Stated exercise — Repeat, exactly and completely, the material that follows. Omit the pictures.

-.-.-

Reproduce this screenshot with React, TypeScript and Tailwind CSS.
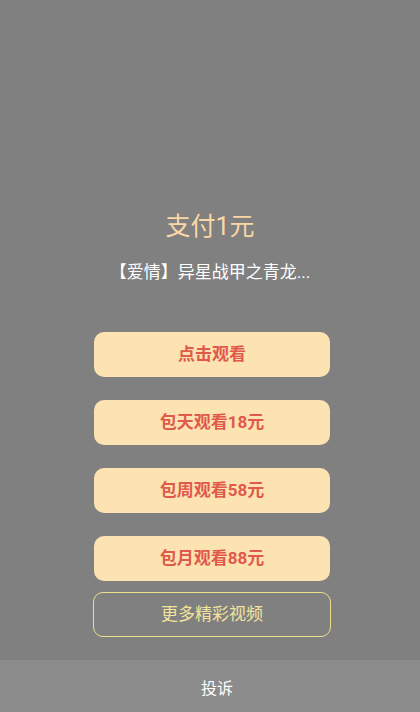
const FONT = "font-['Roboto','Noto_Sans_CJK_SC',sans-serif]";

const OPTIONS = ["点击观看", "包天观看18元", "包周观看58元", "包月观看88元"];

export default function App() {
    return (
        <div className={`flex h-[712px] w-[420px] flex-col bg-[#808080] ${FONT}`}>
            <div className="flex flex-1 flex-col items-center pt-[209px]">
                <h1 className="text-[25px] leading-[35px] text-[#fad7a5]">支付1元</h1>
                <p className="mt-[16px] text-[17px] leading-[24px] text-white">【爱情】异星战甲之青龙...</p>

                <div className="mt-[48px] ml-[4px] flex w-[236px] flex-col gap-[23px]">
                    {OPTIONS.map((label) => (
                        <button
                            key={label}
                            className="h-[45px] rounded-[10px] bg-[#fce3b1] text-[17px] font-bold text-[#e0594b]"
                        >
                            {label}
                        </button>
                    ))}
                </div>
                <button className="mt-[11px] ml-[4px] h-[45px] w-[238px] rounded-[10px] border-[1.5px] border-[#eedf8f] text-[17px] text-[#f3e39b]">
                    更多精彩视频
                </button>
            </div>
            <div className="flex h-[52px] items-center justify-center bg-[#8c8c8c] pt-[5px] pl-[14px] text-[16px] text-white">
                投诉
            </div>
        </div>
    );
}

-.-.-

Finished answer —
Reproduce this screenshot with React, TypeScript and Tailwind CSS.
const FONT = "font-['Roboto','Noto_Sans_CJK_SC',sans-serif]";

const OPTIONS = ["点击观看", "包天观看18元", "包周观看58元", "包月观看88元"];

export default function App() {
    return (
        <div className={`flex h-[712px] w-[420px] flex-col bg-[#808080] ${FONT}`}>
            <div className="flex flex-1 flex-col items-center pt-[209px]">
                <h1 className="text-[25px] leading-[35px] text-[#fad7a5]">支付1元</h1>
                <p className="mt-[16px] text-[17px] leading-[24px] text-white">【爱情】异星战甲之青龙...</p>

                <div className="mt-[48px] ml-[4px] flex w-[236px] flex-col gap-[23px]">
                    {OPTIONS.map((label) => (
                        <button
                            key={label}
                            className="h-[45px] rounded-[10px] bg-[#fce3b1] text-[17px] font-bold text-[#e0594b]"
                        >
                            {label}
                        </button>
                    ))}
                </div>
                <button className="mt-[11px] ml-[4px] h-[45px] w-[238px] rounded-[10px] border-[1.5px] border-[#eedf8f] text-[17px] text-[#f3e39b]">
                    更多精彩视频
                </button>
            </div>
            <div className="flex h-[52px] items-center justify-center bg-[#8c8c8c] pt-[5px] pl-[14px] text-[16px] text-white">
                投诉
            </div>
        </div>
    );
}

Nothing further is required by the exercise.